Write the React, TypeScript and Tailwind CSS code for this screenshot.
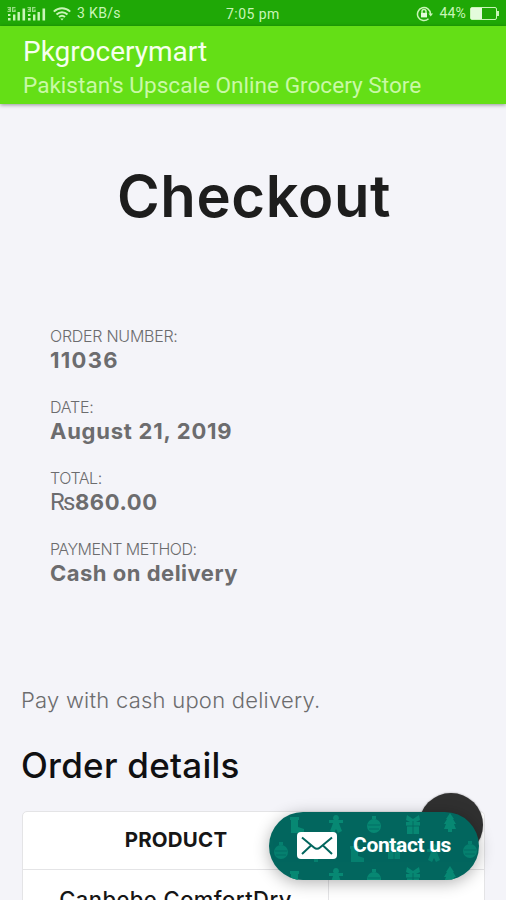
import React from "react";

const details = [
  { label: "ORDER NUMBER:", value: "11036", ls: "tracking-[-0.25px]", vs: "tracking-[1.3px]" },
  { label: "DATE:", value: "August 21, 2019", ls: "tracking-[-0.25px]", vs: "tracking-[0.75px]" },
  { label: "TOTAL:", value: "860.00", ls: "tracking-[-0.45px]", vs: "tracking-[0.6px]", rupee: true },
  { label: "PAYMENT METHOD:", value: "Cash on delivery", ls: "tracking-[-0.5px]", vs: "tracking-[0.5px]" },
];

function Signal() {
  return (
    <svg width="20" height="16" viewBox="0 0 20 16" fill="#c9f5b8">
      <path d="M.5 1h3.500v5H.5v-1.200h2V4H1V3h1.500v-.8h-2zM5 1h3.500v1.200H6.300v2.600h1V3.500h1.400V6H5z" opacity=".7" />
      <rect x="1" y="12" width="2.600" height="2.500" />
      <rect x="1" y="8" width="2.400" height="2" />
      <rect x="6" y="8.500" width="2.400" height="6" />
      <rect x="10.500" y="6" width="2.400" height="8.500" />
      <rect x="15.500" y="2.500" width="2.600" height="12" />
    </svg>
  );
}

function Wifi() {
  return (
    <svg width="18" height="14" viewBox="0 0 18 14" fill="none" stroke="#c9f5b8" strokeWidth="2">
      <path d="M.8 4.6C5.500 .1 12.500 .1 17.200 4.600M3.500 7.500c3.200-3 7.800-3 11 0M6 10.100c1.800-1.600 4.200-1.600 6 0" />
      <path d="M7.300 11.500h3.400L9 13.500z" fill="#c9f5b8" stroke="none" />
    </svg>
  );
}

function RotationLock() {
  return (
    <svg width="18" height="16" viewBox="0 0 18 16" fill="none" stroke="#c9f5b8" strokeWidth="1.500">
      <path d="M12.500 12.800A6.500 6.500 0 1 1 14.500 8" />
      <rect x="5" y="6.800" width="6" height="4.600" fill="#e4fbdc" stroke="none" />
      <path d="M6 7V5.500a2 2 0 0 1 4 0V7" />
      <path d="M12.500 7.500h4.500l-2.300 3z" fill="#c9f5b8" stroke="none" />
    </svg>
  );
}

function Tree({ x, y }: { x: number; y: number }) {
  return <path transform={`translate(${x} ${y})`} d="M0-10l4 6H3l3 5H4l2 5H2v3h-4V6h-4l2-5h-2l3-5h-1z" />;
}
function Bauble({ x, y }: { x: number; y: number }) {
  return (
    <g transform={`translate(${x} ${y})`}>
      <path d="M-2-9h4v3h-4z" />
      <circle cy="1" r="7" />
      <path d="M-6 0H6M-5 4H5" stroke="#02665e" strokeWidth=".7" />
    </g>
  );
}
function Gift({ x, y }: { x: number; y: number }) {
  return (
    <g transform={`translate(${x} ${y})`}>
      <path d="M-6-9l6 4 6-4 1 5-4 2h4v4h-1v8h-12V2h-1v-4h4l-4-2z" />
      <path d="M0-3v13M-7 2H7" stroke="#02665e" strokeWidth=".8" />
    </g>
  );
}
function Gingerbread({ x, y }: { x: number; y: number }) {
  return <path transform={`translate(${x} ${y})`} d="M0-9q3 0 3 4l-1 1h5v3H3l1 3 2 5-4 2-2-4-2 4-4-2 2-5 1-3h-4v-3h5l-1-1q0-4 3-4z" />;
}
function Stocking({ x, y }: { x: number; y: number }) {
  return <path transform={`translate(${x} ${y})`} d="M-6-8h9v3H2v7l6 2v4H-5V-5h-1z" />;
}

function Pattern() {
  return (
    <svg className="absolute inset-0" width="210" height="68" viewBox="0 0 210 68" fill="#078873">
      <Stocking x={27} y={13} />
      <Gingerbread x={67} y={12} />
      <Bauble x={105} y={13} />
      <Gift x={144} y={12} />
      <Tree x={181} y={11} />
      <g opacity=".8">
        <Bauble x={12} y={39} />
        <Tree x={47} y={41} />
        <Stocking x={87} y={42} />
        <Gift x={125} y={37} />
        <Gingerbread x={165} y={41} />
        <Bauble x={201} y={38} />
      </g>
      <Stocking x={27} y={67} />
      <Gingerbread x={67} y={65} />
      <Bauble x={105} y={66} />
      <Gift x={144} y={64} />
      <Tree x={181} y={64} />
    </svg>
  );
}

export default function App() {
  return (
    <div className="relative h-[900px] w-[506px] overflow-hidden bg-[#f4f4f9] font-['Inter',sans-serif]">
      <div className="flex h-[26px] items-center bg-[#1fa806] pr-[7px] pl-[7px] pt-[2px] font-['Roboto',sans-serif] text-[14px] text-[#c9f5b8]">
        <div className="flex w-[219px] items-center pb-px">
          <Signal />
          <Signal />
          <span className="ml-[6px]"><Wifi /></span>
          <span className="ml-[6px] whitespace-nowrap tracking-[0.35px]">3 KB/s</span>
        </div>
        <span className="whitespace-nowrap tracking-[0.45px]">7:05 pm</span>
        <div className="flex flex-1 items-center justify-end pb-px">
          <RotationLock />
          <span className="ml-[5px] tracking-[0.2px]">44%</span>
          <div className="ml-[4px] flex h-[13px] w-[27px] rounded-[2px] border border-[#c9f5b8]">
            <div className="w-[11px] bg-[#e4fbdc]" />
          </div>
          <div className="h-[5px] w-[2px] bg-[#c9f5b8]" />
        </div>
      </div>
      <header className="h-[78px] bg-[#64df16] pl-[23px] font-['Roboto',sans-serif] shadow-[0_1px_4px_rgba(0,0,0,0.4)]">
        <div className="h-[44px] pt-[9px] text-[28px] leading-[34px] text-[#f6ffee]"><span>Pkgrocerymart</span></div>
        <div className="text-[22.6px] leading-[32px] text-[#c9f9a6]"><span>Pakistan's Upscale Online Grocery Store</span></div>
      </header>
      <h1 className="mt-[56px] pl-[117px] text-[58px] leading-[72px] font-semibold tracking-[0.6px] whitespace-nowrap text-[#1d1d1d]"><span>Checkout</span></h1>
      <ul className="mt-[92px] flex flex-col gap-[23px] pl-[50px] text-[#6c6c6e]">
        {details.map((d) => (
          <li key={d.label}>
            <div className={`text-[16px] leading-[24px] font-light ${d.ls}`}><span>{d.label}</span></div>
            <div className={`text-[22px] leading-[24px] font-bold ${d.vs}`}>
              {d.rupee && <span className="font-['Roboto',sans-serif] text-[24px] font-normal tracking-[-0.5px]">₨</span>}
              <span>{d.value}</span>
            </div>
          </li>
        ))}
      </ul>
      <p className="mt-[103px] pl-[21px] text-[22px] leading-[24px] font-light tracking-[0.24px] text-[#6c6c6e]"><span>Pay with cash upon delivery.</span></p>
      <h2 className="mt-[33px] pl-[21px] text-[35px] leading-[40px] font-medium tracking-[0.25px] text-[#101012]"><span>Order details</span></h2>
      <div className="mt-[26px] ml-[22px] w-[463px] rounded-t-[5px] border border-[#e4e4e6] bg-white text-[#161616]">
        <div className="flex h-[58px] items-center border-b border-[#e4e4e6]">
          <div className="w-[306px] pb-px text-center text-[20.5px] font-bold tracking-[0.2px]"><span>PRODUCT</span></div>
        </div>
        <div className="flex h-[60px]">
          <div className="w-[306px] border-r border-[#e4e4e6] pt-[14px] text-center text-[22px] leading-[30px] font-medium tracking-[0.45px]"><span>Canbebe ComfortDry</span></div>
        </div>
      </div>
      <div className="absolute top-[793px] left-[419px] h-[64px] w-[64px] rounded-full bg-[#303030] shadow-[0_0_2px_rgba(0,0,0,0.4)]" />
      <button className="absolute top-[812px] left-[269px] flex h-[68px] w-[210px] items-center overflow-hidden rounded-full bg-[#02665e] pl-[28px] shadow-[0_3px_16px_rgba(0,0,0,0.3)]">
        <Pattern />
        <svg className="relative mb-[2px]" width="40" height="27" viewBox="0 0 40 27">
          <rect width="40" height="27" rx="4" fill="#fff" />
          <path d="M5 5.500L17 15.500q3 2.500 6 0L35 5.500M5 22l9-8.500M35 22l-9-8.500" fill="none" stroke="#02665e" strokeWidth="2" />
        </svg>
        <span className="relative ml-[16px] font-['Roboto',sans-serif] text-[21px] font-bold tracking-[-0.35px] whitespace-nowrap text-white">Contact us</span>
      </button>
    </div>
  );
}
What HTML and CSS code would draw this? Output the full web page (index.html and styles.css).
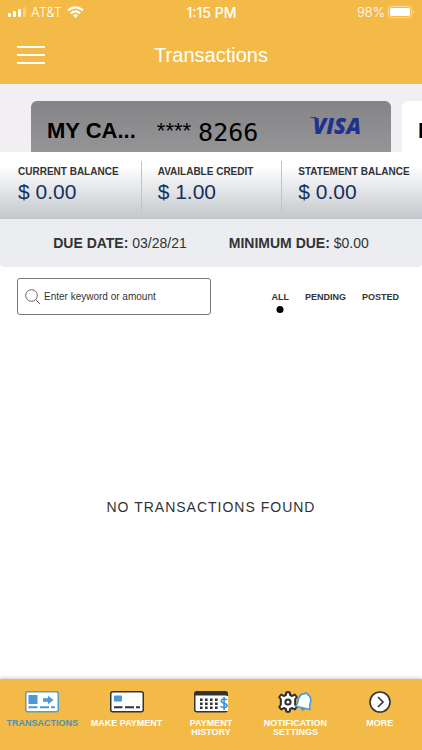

— BRIEF —
Write out an exact copy of the listing, first line through the line containing "import React from", with the pictures left out.

— FINISHED ANSWER —
Write the React, TypeScript and Tailwind CSS code for this screenshot.
import React from "react";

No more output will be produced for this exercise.